▶ Dataset section
====

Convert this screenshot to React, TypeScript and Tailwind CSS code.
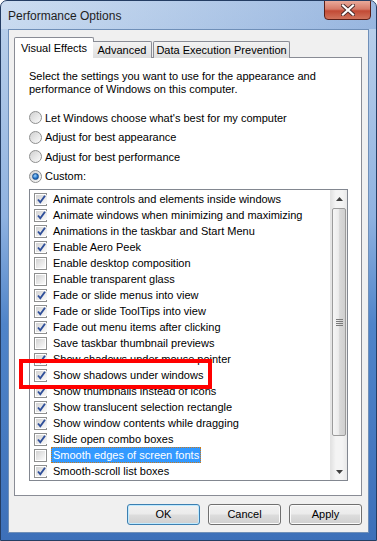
const font = "font-['Liberation_Sans',Arial,sans-serif]";

const effects: { label: string; on: boolean }[] = [
  { label: "Animate controls and elements inside windows", on: true },
  { label: "Animate windows when minimizing and maximizing", on: true },
  { label: "Animations in the taskbar and Start Menu", on: true },
  { label: "Enable Aero Peek", on: true },
  { label: "Enable desktop composition", on: false },
  { label: "Enable transparent glass", on: false },
  { label: "Fade or slide menus into view", on: true },
  { label: "Fade or slide ToolTips into view", on: true },
  { label: "Fade out menu items after clicking", on: true },
  { label: "Save taskbar thumbnail previews", on: false },
  { label: "Show shadows under mouse pointer", on: true },
  { label: "Show shadows under windows", on: true },
  { label: "Show thumbnails instead of icons", on: true },
  { label: "Show translucent selection rectangle", on: true },
  { label: "Show window contents while dragging", on: true },
  { label: "Slide open combo boxes", on: true },
  { label: "Smooth edges of screen fonts", on: false },
  { label: "Smooth-scroll list boxes", on: true },
];

const radios = [
  "Let Windows choose what's best for my computer",
  "Adjust for best appearance",
  "Adjust for best performance",
  "Custom:",
];

const Check = ({ on }: { on: boolean }) => (
  <span className="flex w-[13px] h-[13px] shrink-0 border border-[#8e8f8f] bg-white p-px">
    <span className="flex flex-1 items-center justify-center bg-gradient-to-br from-[#d3d3d3] to-[#fbfbfb]">
      {on && (
        <svg width="11" height="11" viewBox="0 0 11 11">
          <polyline points="2,5.5 4.3,8.3 9,1.8" fill="none" stroke="#2f4f9a" strokeWidth="1.9" />
        </svg>
      )}
    </span>
  </span>
);

const Radio = ({ on }: { on: boolean }) => (
  <span className="flex w-[13px] h-[13px] shrink-0 items-center justify-center rounded-full border border-[#8e8f8f] bg-gradient-to-br from-[#d0d0d0] to-[#fcfcfc]">
    {on && (
      <span className="w-[7px] h-[7px] rounded-full bg-[radial-gradient(circle_at_40%_35%,#9fd4ff,#1f6fc4_60%,#174f95)] border border-[#19508f]" />
    )}
  </span>
);

const Button = ({ label, primary }: { label: string; primary?: boolean }) => (
  <div
    className={
      "w-[73px] h-[21px] rounded-[3px] border flex items-center justify-center text-[11px] text-black " +
      (primary
        ? "border-[#3c7fb1] shadow-[inset_0_0_0_1px_#bfeaff]"
        : "border-[#707070] shadow-[inset_0_0_0_1px_#fbfbfb]") +
      " bg-[linear-gradient(to_bottom,#f2f2f2_0%,#ebebeb_48%,#dddddd_52%,#cfcfcf_100%)]"
    }
  >
    {label}
  </div>
);

const App = () => {
  return (
    <div
      className={`${font} w-[377px] h-[541px] rounded-t-[7px] border border-[#243d63] bg-[linear-gradient(to_bottom,#bcd2ec_0%,#a9c4e6_18%,#8fb2e0_40%,#4f84c9_60%,#3d70b9_100%)] flex flex-col overflow-hidden`}
    >
      {/* title bar */}
      <div className="h-[28px] flex items-start justify-between bg-[linear-gradient(to_right,rgba(255,255,255,0.25),rgba(60,110,190,0.25))]">
        <span className="pl-[7px] pt-[6px] text-[12px] text-[#1e1e1e]">Performance Options</span>
        <div className="mr-[5px] -mt-px w-[47px] h-[20px] rounded-b-[4px] border border-[#5a1f18] bg-[linear-gradient(to_bottom,#e9a99a_0%,#d57a68_45%,#c24a35_55%,#d0735c_100%)] flex items-center justify-center">
          <svg width="14" height="12" viewBox="0 0 14 12">
            <path d="M2 1.5 L12 10.5 M12 1.5 L2 10.5" stroke="#4a2a2a" strokeWidth="4" strokeLinecap="square" />
            <path d="M2 1.5 L12 10.5 M12 1.5 L2 10.5" stroke="#ffffff" strokeWidth="2.2" strokeLinecap="square" />
          </svg>
        </div>
      </div>

      {/* client area */}
      <div className="mx-[7px] h-[504px] border border-[#6f8fb8] bg-[#f0f0f0] pl-[5px] pt-[7px] flex flex-col">
        {/* tabs */}
        <div className="flex items-end h-[21px] text-[11px] text-black relative z-10">
          <div className="w-[80px] h-[21px] border border-b-0 border-[#898c95] bg-white flex items-start justify-center pt-[2px] rounded-t-[2px]">
            Visual Effects
          </div>
          <div className="w-[59px] h-[17px] -ml-px border border-b-0 border-l-0 border-[#898c95] bg-[linear-gradient(to_bottom,#f3f3f3,#dedede)] flex items-center justify-center rounded-tr-[2px]">
            Advanced
          </div>
          <div className="w-[137px] h-[17px] ml-px border border-b-0 border-[#898c95] bg-[linear-gradient(to_bottom,#f3f3f3,#dedede)] flex items-center justify-center rounded-t-[2px]">
            Data Execution Prevention
          </div>
        </div>

        {/* panel */}
        <div className="relative -mt-px w-[348px] h-[439px] border border-[#898c95] bg-white pl-[14px] pt-[12px] text-[11px] text-black">
          <p className="leading-[13px] w-[300px]">
            Select the settings you want to use for the appearance and performance of Windows on this computer.
          </p>

          <div className="mt-[12px] flex flex-col">
            {radios.map((r, i) => (
              <div key={r} className="h-[19.5px] flex items-center gap-[3px]">
                <Radio on={i === 3} />
                <span>{r}</span>
              </div>
            ))}
          </div>

          {/* list box */}
          <div className="mt-[3px] w-[319px] h-[292px] border border-[#828790] bg-white flex">
            <div className="flex-1 pt-px flex flex-col">
              {effects.map((e) => {
                const sel = e.label === "Smooth edges of screen fonts";
                return (
                  <div key={e.label} className="h-[16px] flex items-center pl-[4px] whitespace-nowrap">
                    <Check on={e.on} />
                    <span
                      className={
                        "ml-[4px] h-[16px] leading-[14px] px-px " +
                        (sel ? "bg-[#3399ff] text-white border border-dotted border-[#c97a1c]" : "border border-transparent")
                      }
                    >
                      {e.label}
                    </span>
                  </div>
                );
              })}
            </div>
            {/* scrollbar */}
            <div className="w-[17px] bg-[linear-gradient(to_right,#e3e3e3,#f4f4f4_30%,#f4f4f4_70%,#e8e8e8)] border-l border-[#e3e3e3] flex flex-col items-center">
              <div className="h-[17px] flex items-center justify-center">
                <svg width="7" height="4" viewBox="0 0 7 4">
                  <path d="M0 4 L3.5 0 L7 4 Z" fill="#404040" />
                </svg>
              </div>
              <div className="mt-px w-[14px] h-[228px] rounded-[2px] border border-[#9b9b9b] bg-[linear-gradient(to_right,#f5f5f5,#ececec_45%,#d9d9d9_55%,#cfcfcf)] flex items-center justify-center">
                <svg width="7" height="8" viewBox="0 0 7 8">
                  <path d="M0 1.5 H7 M0 3.5 H7 M0 5.5 H7 M0 7.5 H7" stroke="#7a7a7a" strokeWidth="1" />
                </svg>
              </div>
              <div className="flex-1" />
              <div className="h-[17px] flex items-center justify-center">
                <svg width="7" height="4" viewBox="0 0 7 4">
                  <path d="M0 0 L3.5 4 L7 0 Z" fill="#404040" />
                </svg>
              </div>
            </div>
          </div>

          {/* red annotation */}
          <div className="absolute left-[4px] top-[301px] w-[193px] h-[30px] border-4 border-[#ff0000]" />
        </div>

        {/* buttons */}
        <div className="mt-[8px] flex justify-end gap-[8px] pr-[6px]">
          <Button label="OK" primary />
          <Button label="Cancel" />
          <Button label="Apply" />
        </div>
      </div>
    </div>
  );
};

export default App;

====

▶ Aim of the task
Reproduce every line of the material precisely, omitting its pictures.

▶ The response
Convert this screenshot to React, TypeScript and Tailwind CSS code.
const font = "font-['Liberation_Sans',Arial,sans-serif]";

const effects: { label: string; on: boolean }[] = [
  { label: "Animate controls and elements inside windows", on: true },
  { label: "Animate windows when minimizing and maximizing", on: true },
  { label: "Animations in the taskbar and Start Menu", on: true },
  { label: "Enable Aero Peek", on: true },
  { label: "Enable desktop composition", on: false },
  { label: "Enable transparent glass", on: false },
  { label: "Fade or slide menus into view", on: true },
  { label: "Fade or slide ToolTips into view", on: true },
  { label: "Fade out menu items after clicking", on: true },
  { label: "Save taskbar thumbnail previews", on: false },
  { label: "Show shadows under mouse pointer", on: true },
  { label: "Show shadows under windows", on: true },
  { label: "Show thumbnails instead of icons", on: true },
  { label: "Show translucent selection rectangle", on: true },
  { label: "Show window contents while dragging", on: true },
  { label: "Slide open combo boxes", on: true },
  { label: "Smooth edges of screen fonts", on: false },
  { label: "Smooth-scroll list boxes", on: true },
];

const radios = [
  "Let Windows choose what's best for my computer",
  "Adjust for best appearance",
  "Adjust for best performance",
  "Custom:",
];

const Check = ({ on }: { on: boolean }) => (
  <span className="flex w-[13px] h-[13px] shrink-0 border border-[#8e8f8f] bg-white p-px">
    <span className="flex flex-1 items-center justify-center bg-gradient-to-br from-[#d3d3d3] to-[#fbfbfb]">
      {on && (
        <svg width="11" height="11" viewBox="0 0 11 11">
          <polyline points="2,5.5 4.3,8.3 9,1.8" fill="none" stroke="#2f4f9a" strokeWidth="1.9" />
        </svg>
      )}
    </span>
  </span>
);

const Radio = ({ on }: { on: boolean }) => (
  <span className="flex w-[13px] h-[13px] shrink-0 items-center justify-center rounded-full border border-[#8e8f8f] bg-gradient-to-br from-[#d0d0d0] to-[#fcfcfc]">
    {on && (
      <span className="w-[7px] h-[7px] rounded-full bg-[radial-gradient(circle_at_40%_35%,#9fd4ff,#1f6fc4_60%,#174f95)] border border-[#19508f]" />
    )}
  </span>
);

const Button = ({ label, primary }: { label: string; primary?: boolean }) => (
  <div
    className={
      "w-[73px] h-[21px] rounded-[3px] border flex items-center justify-center text-[11px] text-black " +
      (primary
        ? "border-[#3c7fb1] shadow-[inset_0_0_0_1px_#bfeaff]"
        : "border-[#707070] shadow-[inset_0_0_0_1px_#fbfbfb]") +
      " bg-[linear-gradient(to_bottom,#f2f2f2_0%,#ebebeb_48%,#dddddd_52%,#cfcfcf_100%)]"
    }
  >
    {label}
  </div>
);

const App = () => {
  return (
    <div
      className={`${font} w-[377px] h-[541px] rounded-t-[7px] border border-[#243d63] bg-[linear-gradient(to_bottom,#bcd2ec_0%,#a9c4e6_18%,#8fb2e0_40%,#4f84c9_60%,#3d70b9_100%)] flex flex-col overflow-hidden`}
    >
      {/* title bar */}
      <div className="h-[28px] flex items-start justify-between bg-[linear-gradient(to_right,rgba(255,255,255,0.25),rgba(60,110,190,0.25))]">
        <span className="pl-[7px] pt-[6px] text-[12px] text-[#1e1e1e]">Performance Options</span>
        <div className="mr-[5px] -mt-px w-[47px] h-[20px] rounded-b-[4px] border border-[#5a1f18] bg-[linear-gradient(to_bottom,#e9a99a_0%,#d57a68_45%,#c24a35_55%,#d0735c_100%)] flex items-center justify-center">
          <svg width="14" height="12" viewBox="0 0 14 12">
            <path d="M2 1.5 L12 10.5 M12 1.5 L2 10.5" stroke="#4a2a2a" strokeWidth="4" strokeLinecap="square" />
            <path d="M2 1.5 L12 10.5 M12 1.5 L2 10.5" stroke="#ffffff" strokeWidth="2.2" strokeLinecap="square" />
          </svg>
        </div>
      </div>

      {/* client area */}
      <div className="mx-[7px] h-[504px] border border-[#6f8fb8] bg-[#f0f0f0] pl-[5px] pt-[7px] flex flex-col">
        {/* tabs */}
        <div className="flex items-end h-[21px] text-[11px] text-black relative z-10">
          <div className="w-[80px] h-[21px] border border-b-0 border-[#898c95] bg-white flex items-start justify-center pt-[2px] rounded-t-[2px]">
            Visual Effects
          </div>
          <div className="w-[59px] h-[17px] -ml-px border border-b-0 border-l-0 border-[#898c95] bg-[linear-gradient(to_bottom,#f3f3f3,#dedede)] flex items-center justify-center rounded-tr-[2px]">
            Advanced
          </div>
          <div className="w-[137px] h-[17px] ml-px border border-b-0 border-[#898c95] bg-[linear-gradient(to_bottom,#f3f3f3,#dedede)] flex items-center justify-center rounded-t-[2px]">
            Data Execution Prevention
          </div>
        </div>

        {/* panel */}
        <div className="relative -mt-px w-[348px] h-[439px] border border-[#898c95] bg-white pl-[14px] pt-[12px] text-[11px] text-black">
          <p className="leading-[13px] w-[300px]">
            Select the settings you want to use for the appearance and performance of Windows on this computer.
          </p>

          <div className="mt-[12px] flex flex-col">
            {radios.map((r, i) => (
              <div key={r} className="h-[19.5px] flex items-center gap-[3px]">
                <Radio on={i === 3} />
                <span>{r}</span>
              </div>
            ))}
          </div>

          {/* list box */}
          <div className="mt-[3px] w-[319px] h-[292px] border border-[#828790] bg-white flex">
            <div className="flex-1 pt-px flex flex-col">
              {effects.map((e) => {
                const sel = e.label === "Smooth edges of screen fonts";
                return (
                  <div key={e.label} className="h-[16px] flex items-center pl-[4px] whitespace-nowrap">
                    <Check on={e.on} />
                    <span
                      className={
                        "ml-[4px] h-[16px] leading-[14px] px-px " +
                        (sel ? "bg-[#3399ff] text-white border border-dotted border-[#c97a1c]" : "border border-transparent")
                      }
                    >
                      {e.label}
                    </span>
                  </div>
                );
              })}
            </div>
            {/* scrollbar */}
            <div className="w-[17px] bg-[linear-gradient(to_right,#e3e3e3,#f4f4f4_30%,#f4f4f4_70%,#e8e8e8)] border-l border-[#e3e3e3] flex flex-col items-center">
              <div className="h-[17px] flex items-center justify-center">
                <svg width="7" height="4" viewBox="0 0 7 4">
                  <path d="M0 4 L3.5 0 L7 4 Z" fill="#404040" />
                </svg>
              </div>
              <div className="mt-px w-[14px] h-[228px] rounded-[2px] border border-[#9b9b9b] bg-[linear-gradient(to_right,#f5f5f5,#ececec_45%,#d9d9d9_55%,#cfcfcf)] flex items-center justify-center">
                <svg width="7" height="8" viewBox="0 0 7 8">
                  <path d="M0 1.5 H7 M0 3.5 H7 M0 5.5 H7 M0 7.5 H7" stroke="#7a7a7a" strokeWidth="1" />
                </svg>
              </div>
              <div className="flex-1" />
              <div className="h-[17px] flex items-center justify-center">
                <svg width="7" height="4" viewBox="0 0 7 4">
                  <path d="M0 0 L3.5 4 L7 0 Z" fill="#404040" />
                </svg>
              </div>
            </div>
          </div>

          {/* red annotation */}
          <div className="absolute left-[4px] top-[301px] w-[193px] h-[30px] border-4 border-[#ff0000]" />
        </div>

        {/* buttons */}
        <div className="mt-[8px] flex justify-end gap-[8px] pr-[6px]">
          <Button label="OK" primary />
          <Button label="Cancel" />
          <Button label="Apply" />
        </div>
      </div>
    </div>
  );
};

export default App;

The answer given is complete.